How soon will on-device models match cloud models?
For many specific tasks they already deliver acceptable results, even if they trail the largest cloud models on the hardest inputs. The realistic expectation is not parity across everything but a steadily growing list of tasks where on-device quality is good enough that privacy and latency win.
What is driving the shift toward the edge?
Three reinforcing signals: dedicated AI silicon becoming standard in consumer devices, small models closing the accuracy gap through better training and compression, and rising user and regulatory demand for data that never leaves the device. Together they make on-device inference the default for a widening set of use cases.
Should I build for the edge or wait for the hardware to mature?
Build now, but build flexibly. Design so that moving a workload between cloud and edge is a configuration change rather than a rewrite. That way you capture each hardware improvement as it arrives instead of re-architecting every time the floor rises.
What single investment best prepares a team for this future?
A reliable model conversion and validation pipeline. The teams that can ship a model to a device repeatably will benefit from every silicon and model improvement, while teams treating each deployment as a one-off will fall behind as the pace of change increases.
Key Takeaways
- The default location for inference is shifting from the cloud to the device, driven by hardware, model design, and privacy demands.

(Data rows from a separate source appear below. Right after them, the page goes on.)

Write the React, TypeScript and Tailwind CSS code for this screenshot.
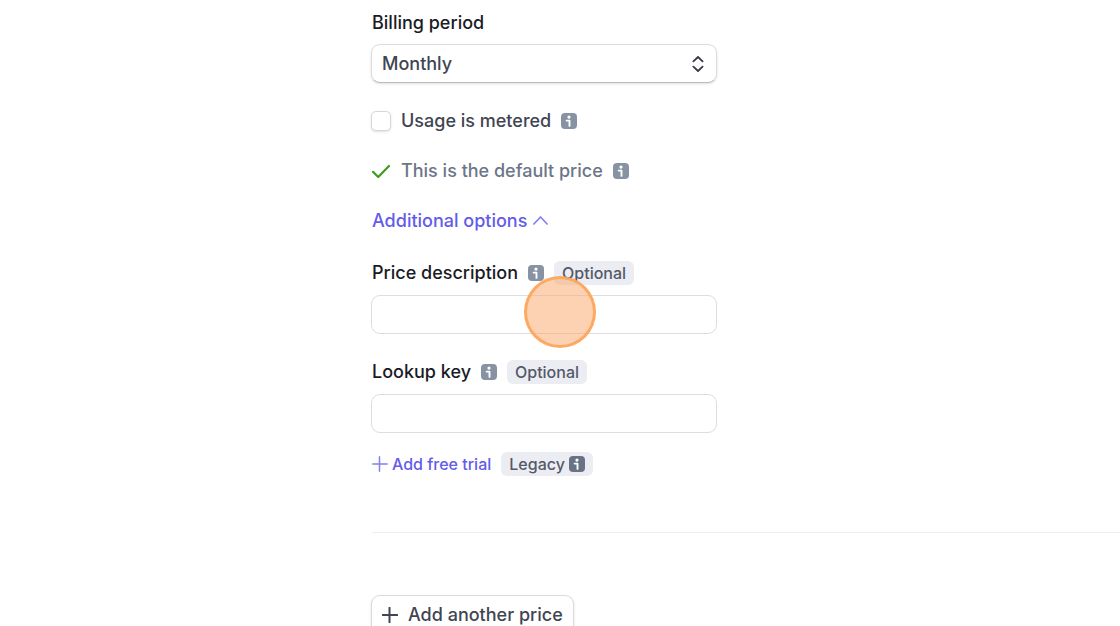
import React, { useState } from 'react';

interface InfoIconProps {
  label: string;
  className?: string;
}

const InfoIcon: React.FC<InfoIconProps> = ({ label, className = 'text-[#8792a2]' }) => (
  <svg viewBox="0 0 16 16" role="img" aria-label={label} className={`size-4 shrink-0 ${className}`}>
    <rect width="16" height="16" rx="4" fill="currentColor" />
    <circle cx="8" cy="4.1" r="1.6" fill="#fff" />
    <path d="M5.6 7.6h2.900v5.300" fill="none" stroke="#fff" strokeWidth="1.9" strokeLinecap="round" strokeLinejoin="round" />
  </svg>
);

const PlusIcon: React.FC<{ className?: string }> = ({ className = '' }) => (
  <svg viewBox="0 0 16 16" aria-hidden="true" className={`size-4 shrink-0 ${className}`} fill="none" stroke="currentColor" strokeLinecap="round">
    <path d="M7.5 .8v14.400M.8 8h14.400" />
  </svg>
);

const Badge: React.FC<{ children: React.ReactNode }> = ({ children }) => (
  <span className="flex h-6 items-center gap-1 rounded-md bg-[#ebedf2] px-2 text-base font-medium text-[#545969]">
    {children}
  </span>
);

interface TextFieldProps {
  id: string;
  label: string;
  children?: React.ReactNode;
}

const TextField: React.FC<TextFieldProps> = ({ id, label, children }) => (
  <div className="mt-6">
    <div className="flex h-7 items-center gap-2.5">
      <label htmlFor={id} className="pl-px font-medium text-[#1a1b25]">{label}</label>
      <InfoIcon label={`About ${label.toLowerCase()}`} />
      <Badge>Optional</Badge>
    </div>
    <div className="relative mt-2">
      <input id={id} type="text" className="block h-[39px] w-full rounded-[9px] border border-[#dcdde1] bg-white px-3 outline-none" />
      {children}
    </div>
  </div>
);

const App: React.FC = () => {
  const [metered, setMetered] = useState(false);
  const [open, setOpen] = useState(true);

  return (
    <main className="h-screen overflow-hidden bg-white pt-[9px] pl-[371px] font-['Inter',sans-serif] text-lg leading-7 text-[#414552]">
      <form className="w-full max-w-[346px]" onSubmit={(e) => e.preventDefault()}>
        <label htmlFor="period" className="block pl-px font-medium text-[#1a1b25]">Billing period</label>
        <div className="relative mt-[7px]">
          <select id="period" className="block h-[39px] w-full appearance-none rounded-[9px] border border-[#dcdde1] border-b-[#b9bcc2] bg-white px-2.5 font-medium shadow-sm outline-none">
            <option>Monthly</option>
            <option>Yearly</option>
          </select>
          <svg viewBox="0 0 12 18" aria-hidden="true" className="pointer-events-none absolute top-[11px] right-[13px] h-[18px] w-3" fill="none" stroke="#353a44" strokeWidth="1.8" strokeLinecap="round" strokeLinejoin="round">
            <path d="M1.400 6.300 6 2l4.600 4.300M1.400 11.700 6 16l4.600-4.300" />
          </svg>
        </div>

        <div className="mt-6 flex h-7 items-center gap-2.5">
          <input
            id="metered"
            type="checkbox"
            checked={metered}
            onChange={(e) => setMetered(e.target.checked)}
            className="size-5 shrink-0 appearance-none rounded-[5px] border border-[#d5d8dd] bg-white shadow-sm checked:bg-[#625afa]"
          />
          <label htmlFor="metered" className="font-medium">Usage is metered</label>
          <InfoIcon label="About metered usage" />
        </div>

        <div className="mt-[22px] flex h-7 items-center gap-2.5 text-[#6c7688]">
          <svg viewBox="0 0 20 16" aria-hidden="true" className="h-4 w-5 shrink-0" fill="none" stroke="#3f9b1d" strokeWidth="2.2" strokeLinecap="round" strokeLinejoin="round">
            <path d="M2 8.800 7.200 14 18 3" />
          </svg>
          <span className="font-medium">This is the default price</span>
          <InfoIcon label="About the default price" />
        </div>

        <button type="button" aria-expanded={open} onClick={() => setOpen(!open)} className="mt-[22px] flex h-7 items-center gap-1.5 pl-px font-medium text-[#635bea]">
          Additional options
          <svg viewBox="0 0 16 10" aria-hidden="true" className={`h-2.5 w-4 ${open ? '' : 'rotate-180'}`} fill="none" stroke="#857ff0" strokeWidth="1.7" strokeLinecap="round" strokeLinejoin="round">
            <path d="M.9 8 7.500 1l6.600 7" />
          </svg>
        </button>

        {open && (
          <>
            <TextField id="description" label="Price description">
              <span className="pointer-events-none absolute -top-[19px] left-[153px] size-[72px] rounded-full border-3 border-[#ffa55a]/90 bg-[#fca667]/50" />
            </TextField>
            <TextField id="lookup" label="Lookup key" />
          </>
        )}

        <div className="mt-[17px] flex h-7 items-center gap-2.5">
          <button type="button" className="flex items-center gap-1 pl-px text-base font-medium text-[#635bea]">
            <PlusIcon className="stroke-[1.5] text-[#857ff0]" />
            Add free trial
          </button>
          <Badge>
            Legacy
            <InfoIcon label="About legacy trials" className="text-[#687385]" />
          </Badge>
        </div>
      </form>

      <hr className="mt-[54px] ml-px border-[#ebeef1]" />

      <button type="button" className="mt-[62px] flex h-[39px] items-center gap-2.5 rounded-[9px] border border-[#d8dbdf] border-b-[#b9bcc2] bg-white px-2.5 font-medium shadow-sm">
        <PlusIcon className="stroke-2" />
        Add another price
      </button>
    </main>
  );
};

export default App;
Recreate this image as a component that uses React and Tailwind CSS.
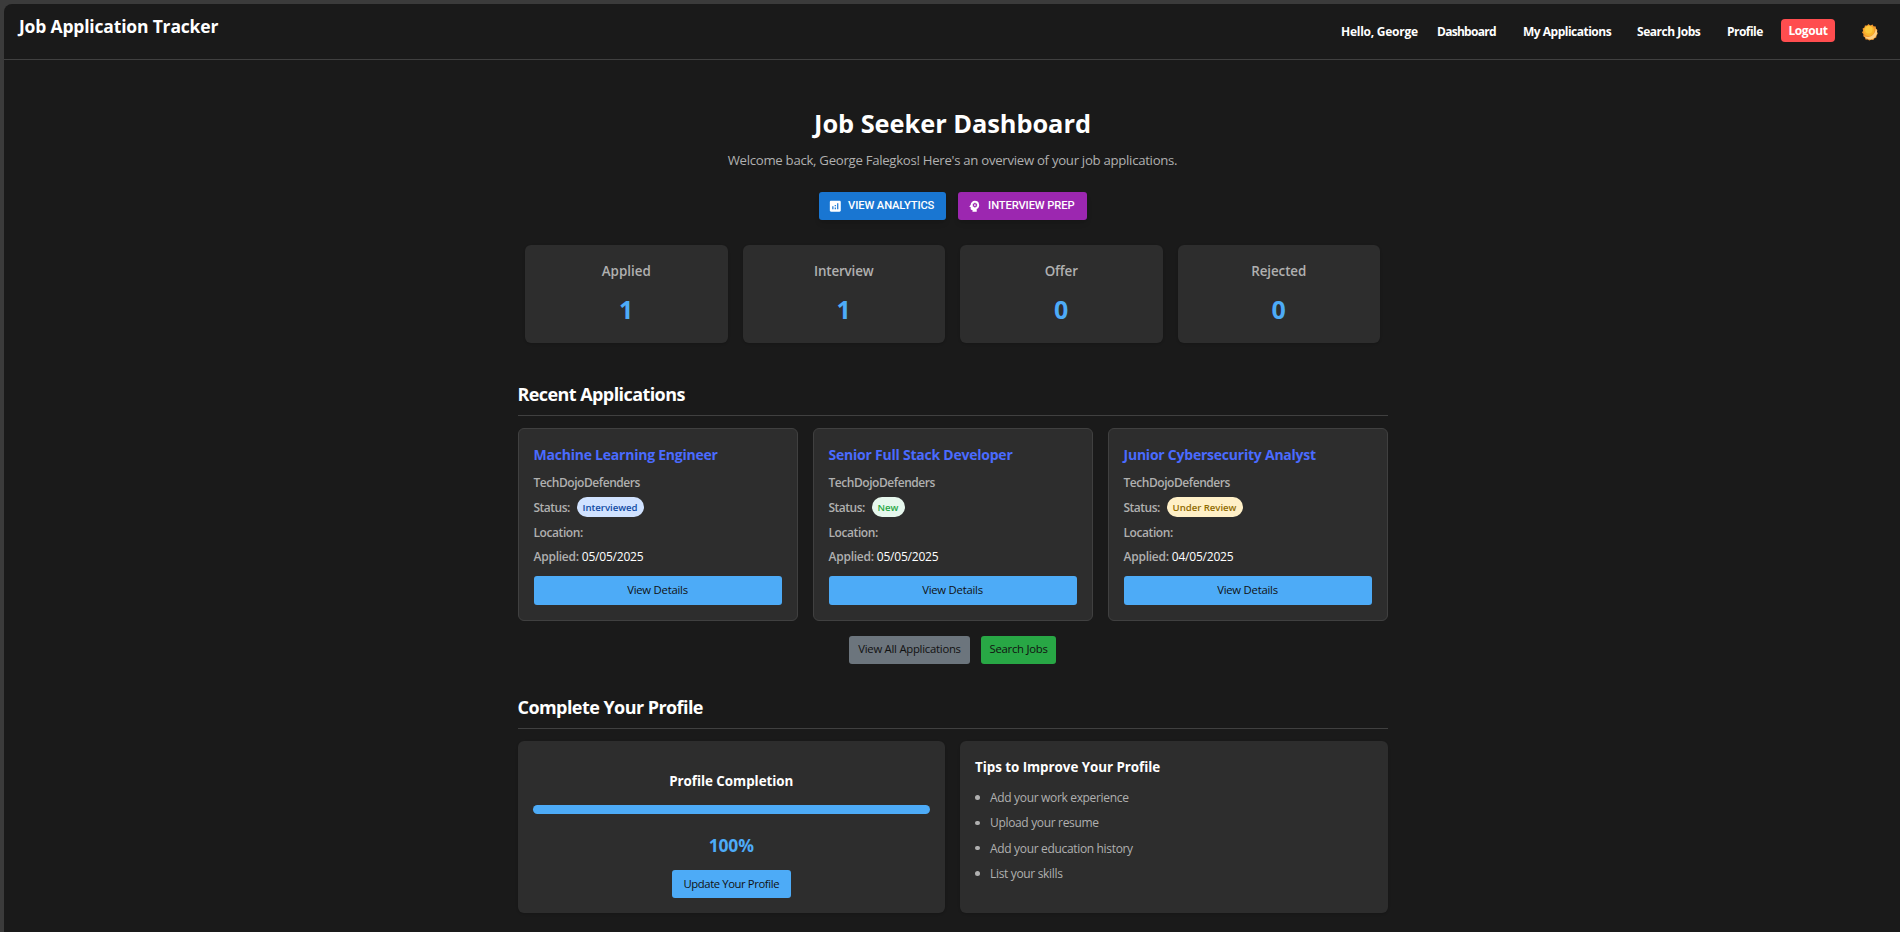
import React from "react";
import { MdAnalytics, MdPsychology } from "react-icons/md";

const stats = [
  { label: "Applied", value: 1, tracking: "tracking-[0px]" },
  { label: "Interview", value: 1, tracking: "tracking-[-0.15px]" },
  { label: "Offer", value: 0, tracking: "tracking-[-0.1px]" },
  { label: "Rejected", value: 0, tracking: "tracking-[-0.1px]" },
];

const applications = [
  {
    title: "Machine Learning Engineer",
    status: "Interviewed",
    badge: "w-[67px] bg-[#d0e2ff] text-[#0f4aa3]",
    date: "05/05/2025",
  },
  {
    title: "Senior Full Stack Developer",
    status: "New",
    badge: "w-[33px] bg-[#e6f7ed] text-[#28a745]",
    date: "05/05/2025",
  },
  {
    title: "Junior Cybersecurity Analyst",
    status: "Under Review",
    badge: "w-[76px] bg-[#fff0c7] text-[#8f6b00]",
    date: "04/05/2025",
  },
];

const tips = [
  "Add your work experience",
  "Upload your resume",
  "Add your education history",
  "List your skills",
];

function ThemeIcon() {
  return (
    <svg viewBox="0 0 16 17" className="h-[17px] w-4">
      <path
        d="M6.5 0 8.200 1.400 10.600.6l.9 1.600 2.300.200.100 2.200 1.500 1.300-.4 1.900.8 2-1.300 1.500-.2 2.200-1.900.8-1.100 1.600-2.100-.1-1.900.8-1.700-1-2.100-.2L3 13.400 1.300 12.200 1.400 10.100 0 8.400 1.100 6.700.6 4.600 2.500 3.600 2.900 1.500 5.100 1.600z"
        fill="#f2982f"
      />
      <path d="M13.700 4.200A6.600 6.600 0 1 1 2.400 12.600 8.500 8.500 0 0 0 13.700 4.200z" fill="#ffd083" />
      <circle cx="7" cy="6.800" r="5.300" fill="#f9b52c" />
      <circle cx="6.800" cy="5.800" r="3.700" fill="#fdc83c" />
    </svg>
  );
}

function Header() {
  return (
    <header className="flex h-14 items-start justify-between border-b border-[#404040] pl-[15px] pr-[22px] pt-[10px]">
      <div className="text-[17.500px] font-bold leading-6 tracking-[-0.18px] text-white">
        Job Application Tracker
      </div>
      <nav className="flex items-center whitespace-nowrap pt-1 text-[12px] font-bold leading-[23px] text-white">
        <span className="w-[96px] pt-0.5 tracking-[-0.25px]">Hello, George</span>
        <a className="w-[86px] pt-0.5 tracking-[-0.72px]">Dashboard</a>
        <a className="w-[114px] pt-0.5 tracking-[-0.5px]">My Applications</a>
        <a className="w-[90px] pt-0.5 tracking-[-0.47px]">Search Jobs</a>
        <a className="w-[54px] pt-0.5 tracking-[-0.53px]">Profile</a>
        <button className="mr-[27px] h-[23px] w-[54px] rounded-[4px] bg-[#ff4d4f] pt-px text-center leading-[22px] tracking-[-0.4px]">
          Logout
        </button>
        <span className="pt-1">
          <ThemeIcon />
        </span>
      </nav>
    </header>
  );
}

function SectionTitle({ className, children }) {
  return (
    <h2 className={`h-[35px] border-b border-[#404040] text-[18px] font-bold leading-[26px] text-white ${className}`}>
      {children}
    </h2>
  );
}

function ApplicationCard({ app }) {
  return (
    <article className="h-[193px] rounded-[6px] border border-[#404040] bg-[#2d2d2d] px-[15px] pt-4 text-[12px] font-semibold leading-[18px] text-[#b0b0b0]">
      <h3 className="mb-[9px] whitespace-nowrap text-[14px] font-bold leading-5 tracking-[-0.23px] text-[#4a6bff]">
        {app.title}
      </h3>
      <p className="mb-[5px] tracking-[-0.45px]">TechDojoDefenders</p>
      <div className="mb-[7px] flex h-5 items-center">
        <span className="w-[43px] pt-px tracking-[-0.5px]">Status:</span>
        <span
          className={`flex h-5 items-center justify-center whitespace-nowrap rounded-[10px] pt-px text-[9.600px] tracking-[-0.03px] ${app.badge}`}
        >
          {app.status}
        </span>
      </div>
      <p className="mb-[6px] tracking-[-0.42px]">Location:</p>
      <p className="mb-[10px] flex gap-[3px]">
        <span className="tracking-[-0.24px]">Applied:</span>
        <span className="font-normal tracking-[-0.22px] text-white">{app.date}</span>
      </p>
      <button className="flex h-[29px] w-full justify-center rounded-[3px] bg-[#4dabf7] text-[11.300px] font-normal leading-[27px] tracking-[-0.24px] text-[#111111]">
        View Details
      </button>
    </article>
  );
}

export default function App() {
  return (
    <div className="h-[932px] overflow-hidden bg-[#3b3b3b] pl-1 pt-1 font-['Open_Sans','Noto_Sans',sans-serif]">
      <div className="h-[928px] rounded-tl-[8px] bg-[#1a1a1a]">
        <Header />
        <main className="ml-[513.500px] w-[870px] pt-[45px]">
          <h1 className="text-center text-[25.400px] font-bold leading-9 tracking-[-0.05px] text-white">
            Job Seeker Dashboard
          </h1>
          <p className="mt-[7px] text-center text-[13.200px] leading-6 tracking-[-0.29px] text-[#b0b0b0]">
            Welcome back, George Falegkos! Here's an overview of your job applications.
          </p>

          <div className="mt-5 flex justify-center gap-3 whitespace-nowrap font-['Roboto',sans-serif] text-[11.200px] font-medium leading-7 text-white">
            <button className="flex h-7 w-[127px] items-center rounded-[3px] bg-[#1976d2] pl-[9px] shadow-md">
              <MdAnalytics className="mr-[6px] size-[14.600px] shrink-0" />
              <span className="tracking-[-0.12px]">VIEW ANALYTICS</span>
            </button>
            <button className="flex h-7 w-[129px] items-center rounded-[3px] bg-[#9c27b0] pl-[9px] shadow-md">
              <MdPsychology className="mr-[7px] size-[14.600px] shrink-0" />
              <span className="tracking-[-0.12px]">INTERVIEW PREP</span>
            </button>
          </div>

          <section className="mt-[25px] grid grid-cols-4 gap-[15px] px-[7.500px]">
            {stats.map((s) => (
              <div
                key={s.label}
                className="h-[98px] rounded-[6px] bg-[#2d2d2d] pt-4 text-center shadow"
              >
                <div className={`text-[13.400px] font-semibold leading-5 text-[#b0b0b0] ${s.tracking}`}>
                  {s.label}
                </div>
                <div className="mt-[13px] text-[25px] font-bold leading-[30px] text-[#4dabf7]">
                  {s.value}
                </div>
              </div>
            ))}
          </section>

          <section className="mt-[38px]">
            <SectionTitle className="tracking-[-0.58px]">Recent Applications</SectionTitle>
            <div className="mt-3 grid grid-cols-3 gap-[15px]">
              {applications.map((a) => (
                <ApplicationCard key={a.title} app={a} />
              ))}
            </div>
            <div className="mt-[15px] flex justify-center gap-[11px] text-[11.300px] leading-[26px] tracking-[-0.25px] text-[#111111]">
              <button className="flex h-7 w-[121px] justify-center rounded-[3px] bg-[#6c757d]">
                View All Applications
              </button>
              <button className="flex h-7 w-[75px] justify-center rounded-[3px] bg-[#28a745]">Search Jobs</button>
            </div>
          </section>

          <section className="mt-[30px]">
            <SectionTitle className="tracking-[-0.56px]">Complete Your Profile</SectionTitle>
            <div className="mt-3 grid grid-cols-2 gap-[15px]">
              <div className="flex h-[172px] flex-col items-center rounded-[6px] bg-[#2d2d2d] px-[15px] pt-[30px] shadow">
                <h3 className="text-[13.400px] font-bold leading-5 tracking-[-0.05px] text-white">
                  Profile Completion
                </h3>
                <div className="mt-[14px] h-[9px] w-full rounded-full bg-[#4dabf7]" />
                <div className="mt-[19px] text-[17.500px] font-bold leading-6 tracking-[-0.2px] text-[#4dabf7]">
                  100%
                </div>
                <button className="mt-[13px] h-7 w-[119px] rounded-[3px] bg-[#4dabf7] text-[11.300px] leading-7 tracking-[-0.4px] text-[#111111]">
                  Update Your Profile
                </button>
              </div>
              <div className="h-[172px] rounded-[6px] bg-[#2d2d2d] px-[15px] pt-4 shadow">
                <h3 className="text-[13.400px] font-bold leading-5 tracking-[-0.05px] text-white">
                  Tips to Improve Your Profile
                </h3>
                <ul className="mt-[8px] text-[12px] leading-[25.300px] tracking-[-0.33px] text-[#b0b0b0]">
                  {tips.map((t) => (
                    <li key={t} className="flex items-center">
                      <span className="mr-[10.500px] size-[4.500px] rounded-full bg-[#b0b0b0]" />
                      {t}
                    </li>
                  ))}
                </ul>
              </div>
            </div>
          </section>
        </main>
      </div>
    </div>
  );
}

- Dedicated neural silicon is now standard, steadily raising the floor for what every device can run.
- Small models are closing the accuracy gap, shrinking the penalty for staying local.
- The future is hybrid: devices handle the common case, the cloud handles the hard tail, and routing between them is the new core skill.
- Invest in a reliable conversion and validation pipeline now so you can capitalize on every hardware improvement as it lands.